Sergio Romano, Panorama 18/03/2010, 18 marzo 2010
NIGERIA, ALTRO CHE GUERRA DI SUCCESSIONE
Il presidente della Nigeria, Umaru Yar’Adua, viene dal nord del paese, dove la popolazione è quasi totalmente musulmana. Il vicepresidente, Good-luck Jonathan, proviene dal sud, dove la popolazione è prevalentemente cristiana. Il primo è tornato in patria dopo una lunga degenza in Arabia Saudita, ma è troppo malato per riprendere le sue funzioni e l’assemblea legislativa ha conferito il potere temporaneamente a Jonathan. Un musulmano e un cristiano possono quindi avvicendarsi pacificamente al vertice dello stato. Ma negli scorsi giorni bande di musulmani provenienti dal nord hanno attaccato il villaggio di Doga Nahawa, nel centro della Nigeria, e hanno ucciso, a due riprese, circa 500 persone.
Non sono episodi isolati. Musulmani e cristiani si combattono sporadicamente da quasi dieci anni e il numero dei morti nei due campi è particolarmente alto: 1.000 nel 2001, 700 nel 2004, 300 nel 2008. Gli scontri del gennaio di quest’anno hanno provocato circa 600 profughi, ora ospitati in accampamenti di fortuna.
Il pensiero corre immediatamente al Sudan, dove il nord musulmano ha fatto per parecchi anni una brutale guerra di sterminio contro il sud cristiano e animista. Stiamo dunque assistendo a nuove guerre di religione, provocate forse dall’islamismo radicale dei seguaci di Al Qaeda e di altre organizzazioni fondamentaliste?
Il portavoce della Santa sede, padre Federico Lombardi, preferisce credere che alle origini di questi conflitti vi siano motivi sociali, non religiosi. E alcuni osservatori di vicende africane ricordano che il centro della Nigeria è una regione mista dove cristiani e musulmani si contendono il possesso delle terre più fertili.
Per capire ciò che sta accadendo occorre fare un passo indietro. La cristianizzazione dell’Africa a sud del Sahara comincia nella prima metà dell’Ottocento e trae vantaggio dall’espansione degli imperi coloniali europei. Ma anche l’Islam, nello stesso periodo, scende lungo le coste del continente, diffonde il verbo del Corano, attrae per la semplicità del suo credo e la purezza delle sue regole. Il risultato è una sorta di pareggio: 400 milioni di cristiani africani, 350 milioni di musulmani. Vi è quindi in Africa, da almeno due secoli, una coabitazione che è stata complessivamente positiva.

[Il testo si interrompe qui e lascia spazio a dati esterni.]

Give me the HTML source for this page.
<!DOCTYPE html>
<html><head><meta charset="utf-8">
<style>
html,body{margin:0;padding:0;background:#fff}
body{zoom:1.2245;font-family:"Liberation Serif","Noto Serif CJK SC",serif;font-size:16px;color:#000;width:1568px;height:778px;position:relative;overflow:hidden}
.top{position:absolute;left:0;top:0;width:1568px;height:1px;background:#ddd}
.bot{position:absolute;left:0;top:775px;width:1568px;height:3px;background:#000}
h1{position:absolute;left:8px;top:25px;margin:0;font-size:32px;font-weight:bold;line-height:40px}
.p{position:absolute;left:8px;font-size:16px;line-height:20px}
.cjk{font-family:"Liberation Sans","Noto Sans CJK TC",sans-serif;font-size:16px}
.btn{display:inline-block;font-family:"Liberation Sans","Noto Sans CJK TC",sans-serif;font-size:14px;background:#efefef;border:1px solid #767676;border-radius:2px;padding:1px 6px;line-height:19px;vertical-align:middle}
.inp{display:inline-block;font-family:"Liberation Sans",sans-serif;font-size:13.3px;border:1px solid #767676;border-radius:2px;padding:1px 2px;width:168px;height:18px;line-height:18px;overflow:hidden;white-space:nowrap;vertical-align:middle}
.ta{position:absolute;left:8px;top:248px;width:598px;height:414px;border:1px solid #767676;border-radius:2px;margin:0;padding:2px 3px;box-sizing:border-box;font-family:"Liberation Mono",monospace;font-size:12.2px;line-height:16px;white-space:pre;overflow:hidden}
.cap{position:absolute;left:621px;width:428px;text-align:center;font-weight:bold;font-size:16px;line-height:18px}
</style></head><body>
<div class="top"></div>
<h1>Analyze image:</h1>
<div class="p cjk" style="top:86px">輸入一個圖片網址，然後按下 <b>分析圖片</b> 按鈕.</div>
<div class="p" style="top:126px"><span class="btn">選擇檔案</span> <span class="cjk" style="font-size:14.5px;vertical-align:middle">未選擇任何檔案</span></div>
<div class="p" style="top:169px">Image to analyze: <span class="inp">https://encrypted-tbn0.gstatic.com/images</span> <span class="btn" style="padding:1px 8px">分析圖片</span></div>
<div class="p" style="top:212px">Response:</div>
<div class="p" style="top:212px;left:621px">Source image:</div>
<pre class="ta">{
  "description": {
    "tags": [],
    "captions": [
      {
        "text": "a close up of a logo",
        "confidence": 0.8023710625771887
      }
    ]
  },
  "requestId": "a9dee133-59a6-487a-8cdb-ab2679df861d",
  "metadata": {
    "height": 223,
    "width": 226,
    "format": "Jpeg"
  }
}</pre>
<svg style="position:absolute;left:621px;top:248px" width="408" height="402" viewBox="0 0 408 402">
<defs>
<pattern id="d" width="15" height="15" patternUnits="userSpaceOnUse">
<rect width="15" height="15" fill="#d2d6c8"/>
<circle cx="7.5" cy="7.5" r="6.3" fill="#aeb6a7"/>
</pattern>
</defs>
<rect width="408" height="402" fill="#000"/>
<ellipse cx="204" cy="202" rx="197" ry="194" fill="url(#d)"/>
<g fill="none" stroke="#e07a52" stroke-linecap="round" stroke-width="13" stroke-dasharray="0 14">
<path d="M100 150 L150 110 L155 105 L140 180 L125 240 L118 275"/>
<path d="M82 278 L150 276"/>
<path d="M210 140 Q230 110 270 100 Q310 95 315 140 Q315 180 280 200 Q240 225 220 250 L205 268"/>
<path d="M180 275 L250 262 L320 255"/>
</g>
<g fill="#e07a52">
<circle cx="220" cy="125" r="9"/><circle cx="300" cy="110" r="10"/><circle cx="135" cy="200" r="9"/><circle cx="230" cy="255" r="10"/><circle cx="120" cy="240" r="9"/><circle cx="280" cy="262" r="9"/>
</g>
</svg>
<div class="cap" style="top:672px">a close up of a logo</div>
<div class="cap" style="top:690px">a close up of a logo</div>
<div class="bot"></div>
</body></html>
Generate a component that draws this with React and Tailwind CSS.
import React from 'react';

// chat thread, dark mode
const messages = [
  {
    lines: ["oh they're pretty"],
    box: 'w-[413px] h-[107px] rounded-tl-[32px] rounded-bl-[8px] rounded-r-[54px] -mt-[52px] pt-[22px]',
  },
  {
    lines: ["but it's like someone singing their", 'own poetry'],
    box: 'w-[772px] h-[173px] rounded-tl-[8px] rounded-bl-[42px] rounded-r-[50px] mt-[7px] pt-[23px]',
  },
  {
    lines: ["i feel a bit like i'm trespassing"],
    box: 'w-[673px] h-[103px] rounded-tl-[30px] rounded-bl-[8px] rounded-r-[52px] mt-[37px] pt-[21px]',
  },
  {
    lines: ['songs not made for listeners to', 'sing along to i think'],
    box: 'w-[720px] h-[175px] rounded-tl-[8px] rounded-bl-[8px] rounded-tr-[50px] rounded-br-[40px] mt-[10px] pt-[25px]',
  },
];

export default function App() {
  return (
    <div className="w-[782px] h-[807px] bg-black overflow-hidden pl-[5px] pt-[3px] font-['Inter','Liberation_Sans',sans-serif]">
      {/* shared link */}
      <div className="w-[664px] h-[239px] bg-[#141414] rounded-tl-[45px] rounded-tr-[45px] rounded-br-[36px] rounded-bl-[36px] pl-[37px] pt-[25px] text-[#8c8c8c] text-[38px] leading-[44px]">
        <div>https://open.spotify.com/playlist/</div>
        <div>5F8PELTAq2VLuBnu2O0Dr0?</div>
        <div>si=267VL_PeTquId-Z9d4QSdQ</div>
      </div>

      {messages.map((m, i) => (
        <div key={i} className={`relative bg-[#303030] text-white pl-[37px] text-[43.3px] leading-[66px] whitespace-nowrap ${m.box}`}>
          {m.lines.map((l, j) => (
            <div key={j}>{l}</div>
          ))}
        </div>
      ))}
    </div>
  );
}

Le guerre locali, quando scoppiavano, erano soprattutto tribali e dettate da ragioni d’interesse: agricoltori contro pastori, agricoltori poveri contro agricoltori ricchi o, per meglio dire, meno poveri. Qualcosa tuttavia è cambiato.
Dopo la fine dell’era coloniale, l’appartenenza religiosa ha reso ancora più visibili e distinte le identità etnico-tribali, ha creato nuovi rapporti clientelari con il potere regionale o centrale. Essere cristiano o musulmano, oggi, significa essere legato a qualcuno (un boss politico o economico) che garantisce protezione ma esige obbedienza. E la lotta fra due gruppi religiosamente diversi contribuisce a rafforzare le rispettive appartenenze religiose. Non è un fenomeno nuovo.
Per molti aspetti è ciò che è accaduto in Bosnia, dove Islam e Cristianesimo, vissuti e praticati in passato con un certo distacco, hanno improvvisamente creato frontiere invalicabili. Ma ciò accade generalmente quando la convivenza è resa difficile dal collasso del potere centrale.
Queste guerre pseudoreligiose scoppiano, in altre parole, quando non c’è più al centro un arbitro (nel caso dell’Africa di una volta i governatori coloniali) che possa dirimere le controversie e distribuire, più o meno equamente, le risorse nazionali. ciò che oggi accade in Nigeria dove il governo è sempre meno capace di garantire l’ordine sociale e la sicurezza dei suoi cittadini.